Penerangan listrik di sana belum ada. Hanya ada ginset, itu juga di beberapa rumah penduduk, khususnya pedagang. Karena ada ginset inilah masyarakat mendapat hiburan dengan menonton televisi. Nonton juga rame-rame, anak usia sekolah berbaur dengan remaja dan orang tua.
“ Listrik ke sini, itu juga untuk dusun pelalu, baru ada enam bulan yang lalu. Kalau rakyatnya tidak minta pindah ke Bener Meriah, sampai sekarang listrik dan jalan tidak ada,” sebut Nurdin Yasin, mantan kombatan yang lebih dikenal dengan sebutan tgk.
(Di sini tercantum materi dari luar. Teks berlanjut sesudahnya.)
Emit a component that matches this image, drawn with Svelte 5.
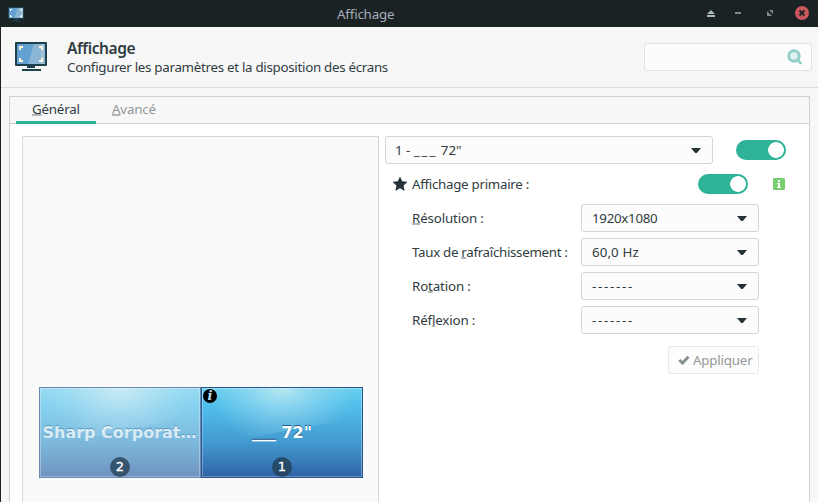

Leupi.
Untuk melanjutkan kejenjang pendidikan lebih tinggi (SLTP), warga di sana harus merelakan anaknya hijrah. Tidak ada SLTP. Tamat SD harus pindah bila ingin melanjutkan pendidikan. Bagi orang tua yang tak mampu, terpaksa hanya menyekolahkan anaknya sampai tingkat SD.
Salahkah warga disana yang hidup dan dilahirkan di negeri yang sumber alamnya melimpah? Ada gas, ada kayu dengan kualitas terbaik di Aceh. Tetapi nasip mereka bagaikan hidup di tengah hutan pedalaman yang tidak memiliki SDA apa-apa.
Jangankan listrik, pelayanan kesehatan saja tidak ada. Apalagi sarana jalan yang bagus. Demikian dengan pendidikan, semuanya serba terbatas. Kalori yang dikeluarkan tidak sebanding dengan yang mereka konsumsi. Wajar bila terlihat rakyat di sana pucat, dan agak sedikit tua bila dibandingkan dengan umurnya. Salahkah mereka tinggal dan hidup di sana? Habis (B Gayo/ Aman Buge)
sedih sungguh tidak layak kehidupan mereka di sana. untuk mereka yg di atas jgnkn untk memberi fasilistas kesehatan atau apa lah. untk melihat kesanapun mungkin tdk. knp???